The nuclear factor-kappa B (NF-κB) signaling is crucial for inflammation, immunity, cell proliferation and apoptosis(17). It can regulate the expression of CYP450s by directly binding to the CYP450 promoters, or indirectly regulate the expression of NRs (11, 16, 18). In addition, the NF-κB can also enhance the activity of CYP450 at the post-transcriptional level by stabilizing CYP450 proteins (19). Interestingly, previous studies have revealed that some probiotics can inhibit the NF-κB activity (20, 21). However, whether and how probiotics could modulate the expression of CYP450s, such as CYP3A29 in pig intestinal tissues, have not been clarified.

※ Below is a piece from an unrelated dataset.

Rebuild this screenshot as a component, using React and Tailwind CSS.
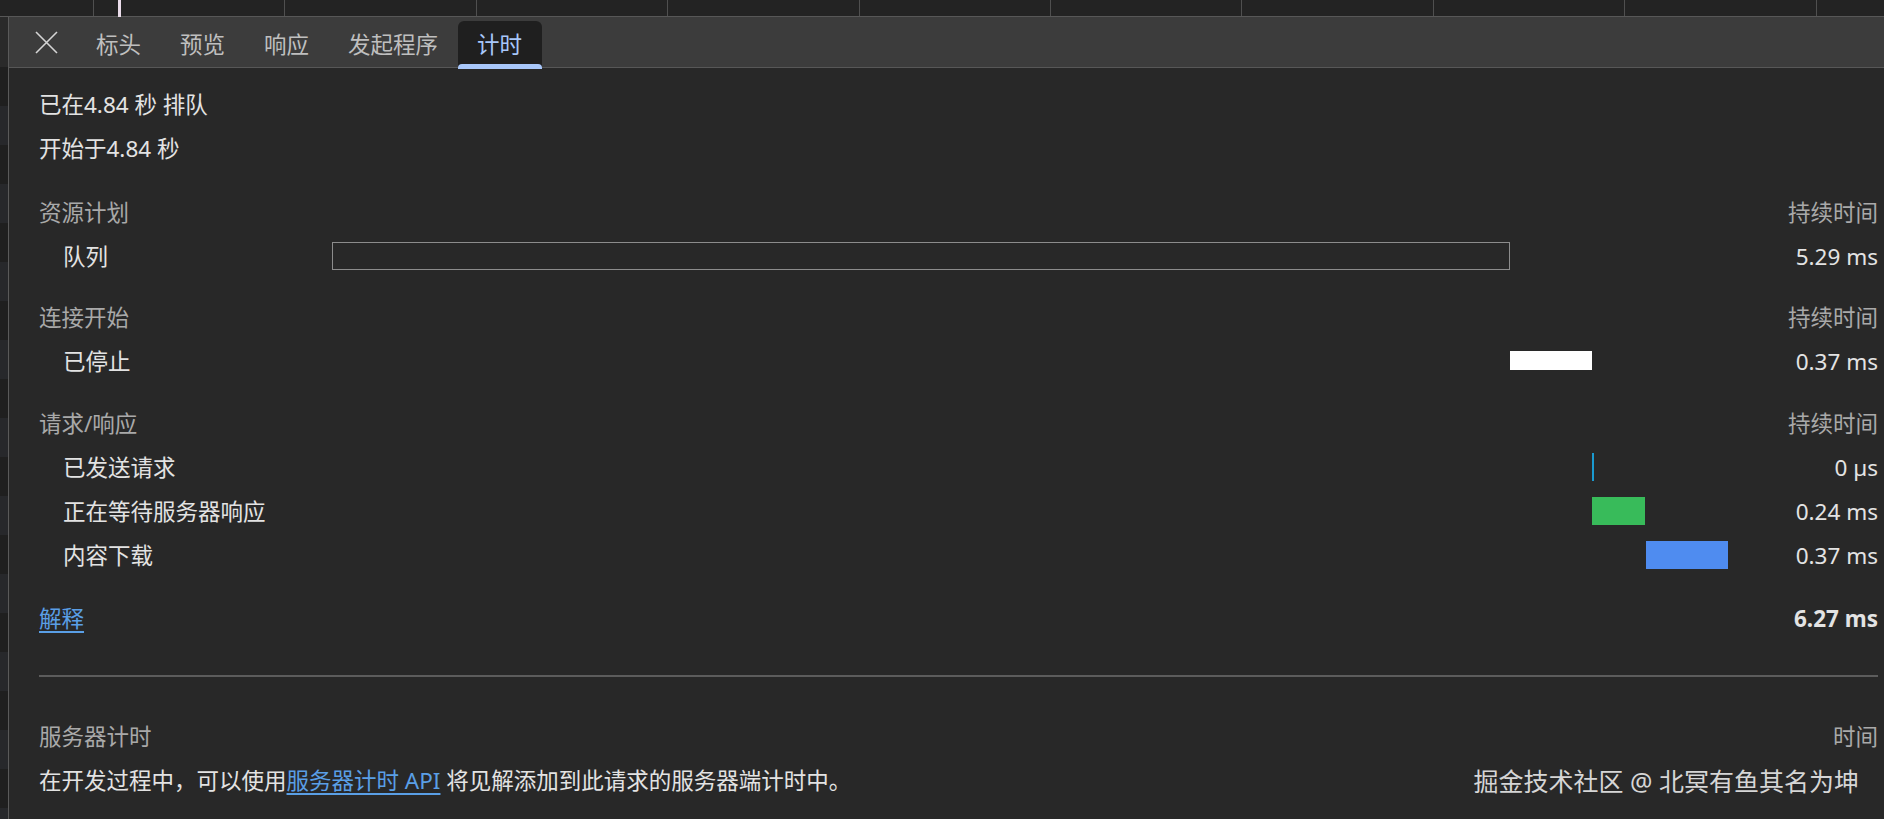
const MS_PX = 1396 / 6.27;

const tabs = ['标头', '预览', '响应', '发起程序', '计时'];

const sections = [
  {
    title: '资源计划',
    mt: 'mt-[20px]',
    rows: [{ label: '队列', start: 0, dur: 5.29, bar: 'h-[28px] border border-[#8c8c8c]', value: '5.29 ms' }],
  },
  {
    title: '连接开始',
    mt: 'mt-[17px]',
    rows: [{ label: '已停止', start: 5.29, dur: 0.37, bar: 'h-[19px] bg-white', value: '0.37 ms' }],
  },
  {
    title: '请求/响应',
    mt: 'mt-[18px]',
    rows: [
      { label: '已发送请求', start: 5.66, dur: 0.009, bar: 'h-[28px] bg-[#1a9ad0]', value: '0 µs' },
      { label: '正在等待服务器响应', start: 5.66, dur: 0.24, bar: 'h-[28px] bg-[#38bb5a]', value: '0.24 ms' },
      { label: '内容下载', start: 5.9, dur: 0.37, bar: 'h-[28px] bg-[#4f8cf0]', value: '0.37 ms' },
    ],
  },
];

function TopRuler() {
  const cells = Array.from({ length: 10 });
  return (
    <div className="relative flex h-[17px] shrink-0 border-b border-[#575757] bg-[#232323]">
      <div className="w-[93px] shrink-0" />
      {cells.map((_, i) => (
        <div key={i} className="w-[191.4px] shrink-0 border-l border-[#4f4f4f]" />
      ))}
      {/* current time marker */}
      <div className="absolute left-[118px] top-0 h-[17px] w-[3px] bg-[#eadcea]" />
    </div>
  );
}

function LeftStrip() {
  const stripes = Array.from({ length: 22 });
  return (
    <div className="flex w-[9px] shrink-0 flex-col overflow-hidden border-r border-[#5a5a5a] bg-[#1f1f1f]">
      <div className="h-[50px] shrink-0 bg-[#2a2a2a]" />
      {stripes.map((_, i) => (
        <div key={i} className={`h-[39px] shrink-0 ${i % 2 === 0 ? 'bg-[#1f1f1f]' : 'bg-[#27282b]'}`} />
      ))}
    </div>
  );
}

function CloseIcon() {
  return (
    <svg width="23" height="23" viewBox="0 0 23 23" fill="none" stroke="#d4d4d4" strokeWidth="1.6">
      <path d="M1 1 L22 22 M22 1 L1 22" />
    </svg>
  );
}

function TabBar() {
  return (
    <div className="flex h-[51px] shrink-0 items-end border-b border-[#575757] bg-[#3c3c3c]">
      <div className="ml-[26px] mr-[18.5px] flex h-[46px] w-[23px] items-center pb-[4px]">
        <CloseIcon />
      </div>
      {tabs.map((t) => {
        const active = t === '计时';
        return (
          <div
            key={t}
            className={`relative flex h-[46px] items-center px-[19.5px] pt-[2px] ${
              active ? 'rounded-t-[6px] bg-[#1f1f1f] text-[#a8c7fa]' : 'text-[#bfbfbf]'
            }`}
          >
            {t}
            {active && <div className="absolute bottom-[-2px] left-0 right-0 h-[5px] rounded-t-[4px] bg-[#a8c7fa]" />}
          </div>
        );
      })}
    </div>
  );
}

function TimingRow({ row }) {
  return (
    <div className="flex h-[44px] items-center">
      <div className="w-[293px] shrink-0 pl-[24px] text-[#e3e3e3]">{row.label}</div>
      <div className="flex w-[1396px] shrink-0 items-center pb-[3px]">
        <div
          className={row.bar}
          style={{ marginLeft: Math.round(row.start * MS_PX), width: Math.max(2, Math.round(row.dur * MS_PX)) }}
        />
      </div>
      <div className="flex-1 text-right text-[#e3e3e3]">{row.value}</div>
    </div>
  );
}

function SectionHeader({ title, right }) {
  return (
    <div className="flex h-[44px] items-center justify-between text-[#a9a9a9]">
      <span>{title}</span>
      <span>{right}</span>
    </div>
  );
}

export default function App() {
  return (
    <div
      className="flex h-[819px] w-[1884px] flex-col overflow-hidden bg-[#282828] text-[22.5px] leading-[44px]"
      style={{ fontFamily: '"Noto Sans", "Noto Sans CJK SC", sans-serif' }}
    >
      <TopRuler />
      <div className="flex flex-1">
        <LeftStrip />
        <div className="flex flex-1 flex-col">
          <TabBar />
          <div className="flex flex-col pl-[30px] pr-[6px] pt-[15px]">
            <div className="flex h-[44px] items-center text-[#e3e3e3]">已在4.84 秒 排队</div>
            <div className="flex h-[44px] items-center text-[#e3e3e3]">开始于4.84 秒</div>

            {sections.map((s) => (
              <div key={s.title} className={`flex flex-col ${s.mt}`}>
                <SectionHeader title={s.title} right="持续时间" />
                {s.rows.map((r) => (
                  <TimingRow key={r.label} row={r} />
                ))}
              </div>
            ))}

            <div className="mt-[19px] flex h-[44px] items-center justify-between">
              <a href="#" className="text-[#5a9fe6] underline underline-offset-[4px]">
                解释
              </a>
              <span className="font-bold text-[#e3e3e3]">6.27 ms</span>
            </div>

            <div className="mt-[34px] h-[2px] bg-[#5c5c5c]" />

            <div className="mt-[38px]">
              <SectionHeader title="服务器计时" right="时间" />
            </div>
            <div className="flex h-[44px] items-center justify-between">
              <p className="text-[#e3e3e3]">
                在开发过程中，可以使用
                <a href="#" className="text-[#5a9fe6] underline underline-offset-[4px]">
                  服务器计时 API
                </a>{' '}
                将见解添加到此请求的服务器端计时中。
              </p>
              <span className="pr-[19px] text-[25px] text-[#d6d6d6]">掘金技术社区 @ 北冥有鱼其名为坤</span>
            </div>
          </div>
        </div>
      </div>
    </div>
  );
}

Toll-like receptors (TLRs) act as a type of pattern recognition receptors (PRR) in the innate immune system and TLRs can recognize microbial components to initiate immune responses. TLR2 can directly interact with TLR1 or TLR6 to form a heterodimer and recognize conserved molecular patterns (such as peptidoglycan, lipoteichoic acid, etc.) on the cell wall of Gram-positive bacteria(22, 23). Engagement of TLR2 by the cell wall components of some probiotics can up-regulate the expression of some NF-κB inhibitors, such as A20 (tumor necrosis factor-α-induced protein 3), IRAK-M and Tollip, to inhibit inflammation(20, 21). Actually, A20 is a deubiquitinating enzyme and can inhibit the NF-kB activation (24). Our previous study indicates that Enterococcus faecium HDRsEf1 enhances the expression of occluding, the intestinal tight junction protein, by activating the TLR2 (25). Accordingly, we hypothesize that HDRsEf1 can modulate the expression of CYP3A29 in pig intestinal tissues by modulating the NB-κB signaling.
In this study, we explored the effect of HDRsEf1 on CYP3A29 expression and potential mechanisms in pig intestinal tissues and epithelial IPEC-J2 cells. We found that HDRsEf1 decreased the expression of CYP3A29 in pig intestinal tissues by activating the TLR2 to up-regulate A20 expression, inhibiting the NF-κB activation to attenuate RXR-α expression.